Your instructions: State the number of lines that contain the word "this", and add nothing else.

--- Start ---

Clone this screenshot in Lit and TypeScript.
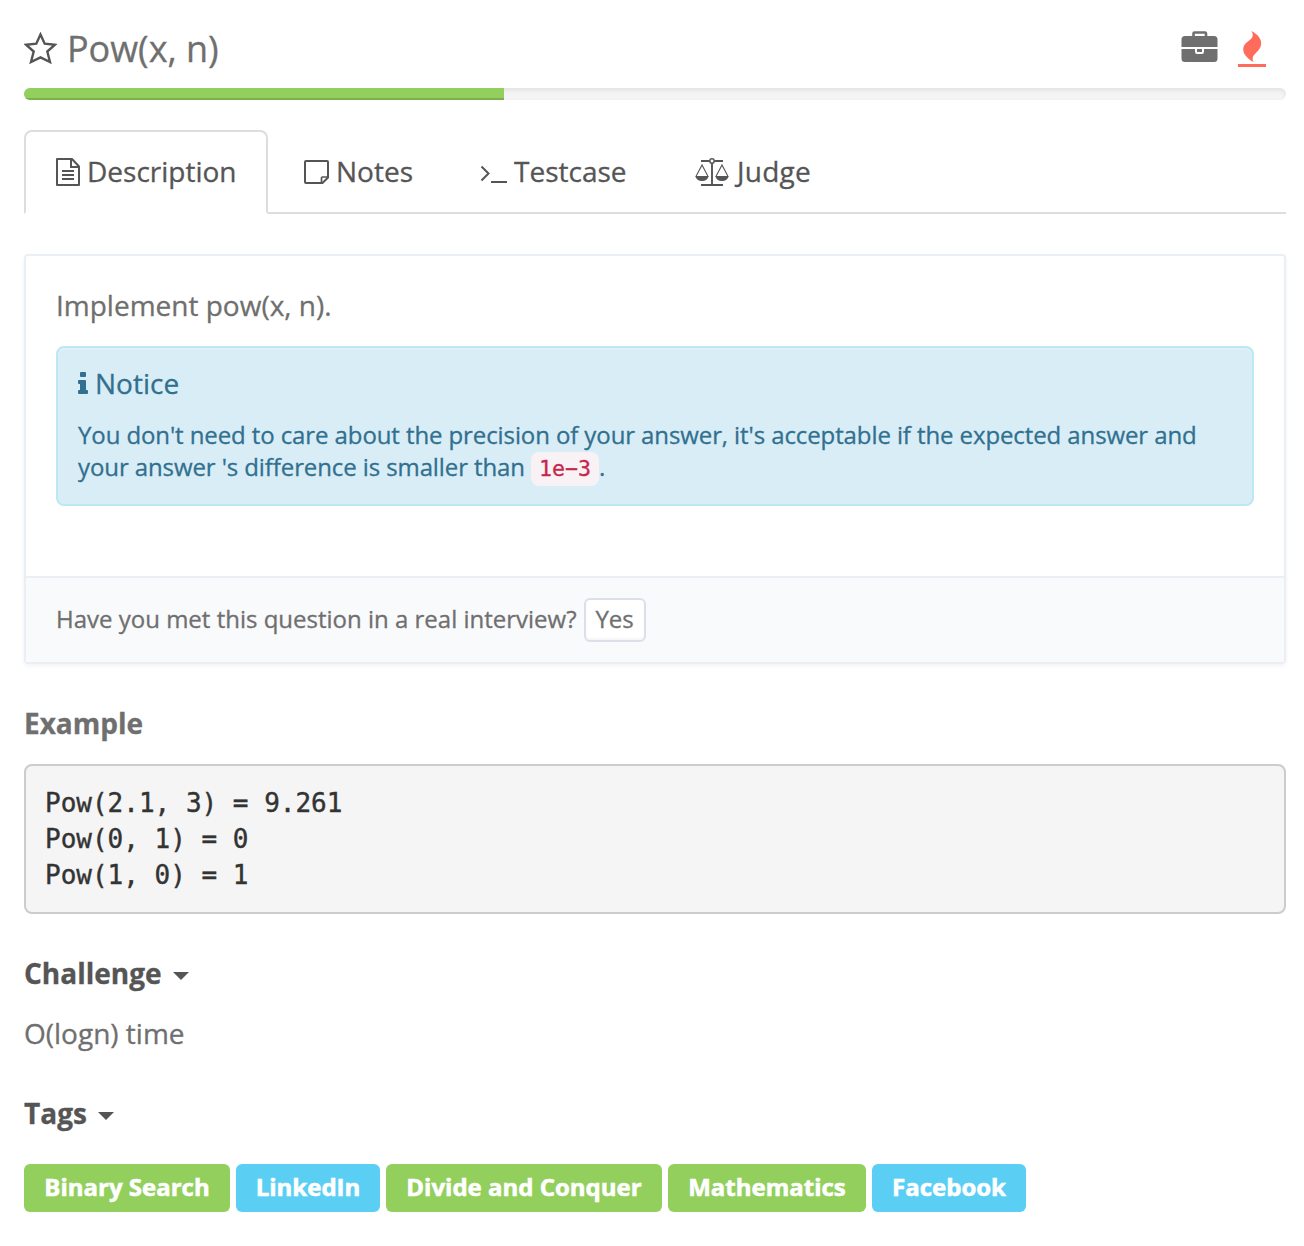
import { LitElement, html, css, svg } from "lit";
import { customElement } from "lit/decorators.js";
import { classMap } from "lit/directives/class-map.js";

const fileIcon = svg`<svg class="ico" width="24" height="28" viewBox="0 0 24 28" fill="none" stroke="#555" stroke-width="2">
  <path d="M1 1H16L23 8.500V27H1Z" stroke-linejoin="round"/><path d="M15 1V9H23"/><path d="M6 13H18M6 17H18M6 21H18"/></svg>`;
const noteIcon = svg`<svg class="ico" width="25" height="24" viewBox="0 0 25 24" fill="none" stroke="#555" stroke-width="2">
  <path d="M1 2Q1 1 2 1H23Q24 1 24 2V17.500L18.500 23H2Q1 23 1 22Z"/><path d="M17.500 23V18Q17.500 17 18.500 17H24" stroke-width="1.700"/></svg>`;
const termIcon = svg`<svg class="ico" width="27" height="18" viewBox="0 0 27 18" fill="none" stroke="#555" stroke-width="2">
  <path d="M1.500 1.500L8.500 8.500L1.500 15.500M11 17H27"/></svg>`;
const scaleIcon = svg`<svg class="ico" width="34" height="28" viewBox="0 0 34 28" fill="none" stroke="#555" stroke-width="1.500">
  <path d="M6 3H14.500M19.500 3H28M17 5.500V26.500M6 27H28" stroke-width="1.900"/><circle cx="17" cy="3" r="2.200"/>
  <path d="M1.200 18L7 7L12.800 18M21.200 18L27 7L32.800 18" stroke-width="1.100"/>
  <path d="M.2 18H13.800Q12.500 23 7 23T.2 18ZM20.200 18H33.800Q32.500 23 27 23T20.200 18Z" fill="#555" stroke="none"/></svg>`;

const tabs = [
  { label: "Description", icon: fileIcon, cls: "t1" },
  { label: "Notes", icon: noteIcon, cls: "t2" },
  { label: "Testcase", icon: termIcon, cls: "t3" },
  { label: "Judge", icon: scaleIcon, cls: "t4" },
];
const tags = [
  { label: "Binary Search", company: false, width: 206 },
  { label: "LinkedIn", company: true, width: 144 },
  { label: "Divide and Conquer", company: false, width: 276 },
  { label: "Mathematics", company: false, width: 198 },
  { label: "Facebook", company: true, width: 154 },
];

@customElement("app-root")
export class AppRoot extends LitElement {
  static styles = css`
    :host { display: block; box-sizing: border-box; height: 1246px; padding: 20px 18px 0 24px; background: #fff;
      font-family: "Open Sans", sans-serif; font-size: 28px; line-height: 38px; color: #6f6f6f; overflow: hidden;
      -webkit-text-stroke: .3px currentColor; }
    * { box-sizing: border-box; }
    svg { display: block; flex: none; }
    .head { display: flex; height: 68px; padding-right: 20px; }
    .star { margin: 12px 10px 0 0; }
    .title { flex: 1; margin: 0; font-size: 36px; font-weight: 400; line-height: 58px; letter-spacing: -.05px; }
    .case { margin: 11px 20px 0 0; }
    .fire { margin-top: 11px; }
    .progress { height: 12px; border-radius: 6px; background: #f4f4f4; box-shadow: inset 0 2px 4px rgba(0,0,0,.08); overflow: hidden; }
    .bar { width: 480px; height: 12px; background: #92cf5c; box-shadow: inset 0 -2px 0 rgba(0,0,0,.15); }
    .tabs { display: flex; height: 84px; margin-top: 30px; color: #555; }
    .tab { display: flex; border-bottom: 2px solid #ddd; padding-top: 22px; white-space: nowrap; }
    .tab.active { border: 2px solid #ddd; border-bottom-color: transparent; border-radius: 8px 8px 0 0; padding-top: 20px; }
    .t1 { width: 244px; padding-left: 30px; }
    .t2 { width: 176px; padding-left: 36px; }
    .t3 { width: 214px; padding-left: 36px; }
    .t4 { flex: 1; padding-left: 37px; }
    .t1 .ico { margin: 6px 7px 0 0; } .t2 .ico { margin: 8px 7px 0 0; }
    .t3 .ico { margin: 13px 7px 0 0; } .t4 .ico { margin: 6px 8px 0 0; }
    .t4 span { letter-spacing: .25px; }
    .panel { height: 410px; margin-top: 40px; border: 2px solid #e9eff5; border-radius: 4px; box-shadow: 0 2px 4px rgba(0,0,0,.05); }
    .body { height: 320px; padding: 30px 30px 0; }
    .body p { margin: 0 0 22px; }
    .notice { height: 160px; padding: 16px 20px; border: 2px solid #bce8f1; border-radius: 8px; background: #d9edf7; color: #31708f; box-shadow: inset 0 2px 0 rgba(255,255,255,.2); }
    .notice h4 { display: flex; margin: 0; font-size: 28px; font-weight: 400; line-height: 38px; }
    .info { margin: 8px 7px 0 0; }
    .msg { margin-top: 17px; font-size: 24px; line-height: 32px; letter-spacing: -.1px; white-space: nowrap; }
    code { display: inline-block; height: 34px; margin: 1px 0 -3px; padding: 0 8px; border-radius: 8px; background: #f9f2f4; color: #c7254e; font: 21.600px/33px "DejaVu Sans Mono", monospace; letter-spacing: 0; vertical-align: top; }
    .foot { display: flex; height: 86px; padding: 20px 30px; border-top: 2px solid #e9eff5; background: #f9fafc; font-size: 24px; line-height: 42px; }
    .yes { width: 62px; height: 44px; margin-left: 7px; padding: 0 0 2px; border: 2px solid #dedee8; border-radius: 6px; background: #fff; box-shadow: inset 0 -2px 2px rgba(0,0,0,.04); color: inherit; font: 24px/38px "Open Sans", sans-serif; text-align: center; -webkit-text-stroke: inherit; }
    h3 { display: flex; align-items: center; gap: 11px; margin: 40px 0 0; padding-bottom: 2px; font-size: 28px; font-weight: 700; line-height: 38px; }
    .dark { color: #555; }
    .caret { width: 0; height: 0; margin-top: 6px; border: 8px solid transparent; border-top-color: #555; border-bottom: 0; }
    pre { height: 150px; margin: 20px 0 0; padding: 19px 19px; border: 2px solid #ccc; border-radius: 8px; background: #f5f5f5; color: #333; font: 26px/36px "DejaVu Sans Mono", monospace; -webkit-text-stroke-width: .4px; }
    .time { margin: 20px 0 0; padding-bottom: 2px; }
    .tags { display: flex; gap: 6px; margin-top: 30px; }
    .tag { height: 48px; border-radius: 6px; background: #92cf5c; color: #fff; font-size: 24px; font-weight: 700; line-height: 46px; text-align: center; white-space: nowrap; -webkit-text-stroke-width: .6px; }
    .tag.company { background: #5bcff3; }
  `;

  render() {
    return html`
      <header class="head">
        <svg class="star" width="33" height="32" viewBox="0 0 33 32" fill="none" stroke="#555" stroke-width="2.400"><path d="M16.500 2.500L20.700 11.700L31 12.700L23.300 19.500L26 30L16.500 25.300L7 30L9.700 19.500L2 12.700L12.300 11.700Z"/></svg>
        <h1 class="title">Pow(x, n)</h1>
        <svg class="case" width="37" height="32" viewBox="0 0 37 32" fill="#6f6f6f"><path d="M12.500 6V2.500Q12.500 1.500 13.500 1.500H24Q25 1.500 25 2.500V6" fill="none" stroke="#6f6f6f" stroke-width="2.600"/><path d="M4 5H33Q36.500 5 36.500 8.500V16H.5V8.500Q.5 5 4 5ZM.5 18H14V20.500Q14 23 16 23H21Q23 23 23 20.500V18H36.500V27.500Q36.500 31 33 31H4Q.5 31 .5 27.500Z"/><path d="M16 18H21V21H16Z"/></svg>
        <svg class="fire" width="28" height="37" viewBox="0 0 28 37" fill="#ff6c5c"><path d="M13.500 0C21 4 24 9 23 14C22 19 18.500 21 16 24Q13.500 27 15.500 31C8 27 4 21 5.500 16C7 11 13 9.500 14.500 5.500Q15.500 3 13.500 0Z"/><path d="M0 33H28V36H0Z"/></svg>
      </header>
      <div class="progress"><div class="bar"></div></div>
      <nav class="tabs">${tabs.map((t, i) => html`<div class="tab ${t.cls} ${i === 0 ? "active" : ""}">${t.icon}<span>${t.label}</span></div>`)}</nav>
      <section class="panel">
        <div class="body">
          <p>Implement pow(x, n).</p>
          <div class="notice">
            <h4><svg class="info" width="10" height="22" viewBox="0 0 10 22" fill="#31708f"><path d="M2 1Q2 0 3 0H7Q8 0 8 1V4Q8 5 7 5H3Q2 5 2 4ZM1 8H7Q8 8 8 9V18H9Q10 18 10 19V21Q10 22 9 22H1Q0 22 0 21V19Q0 18 1 18H2V12H1Q0 12 0 11V9Q0 8 1 8Z"/></svg>Notice</h4>
            <div class="msg">You don't need to care about the precision of your answer, it's acceptable if the expected answer and<br>your answer 's difference is smaller than <code>1e−3</code>.</div>
          </div>
        </div>
        <div class="foot"><span>Have you met this question in a real interview?</span><button class="yes">Yes</button></div>
      </section>
      <h3>Example</h3>
      <pre>Pow(2.1, 3) = 9.261
Pow(0, 1) = 0
Pow(1, 0) = 1</pre>
      <h3 class="dark">Challenge<span class="caret"></span></h3>
      <p class="time">O(logn) time</p>
      <h3 class="dark">Tags<span class="caret"></span></h3>
      <div class="tags">${tags.map((t) => html`<span class=${classMap({ tag: true, company: t.company })} style="width:${t.width}px">${t.label}</span>`)}</div>
    `;
  }
}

--- End ---

Exercise result: 2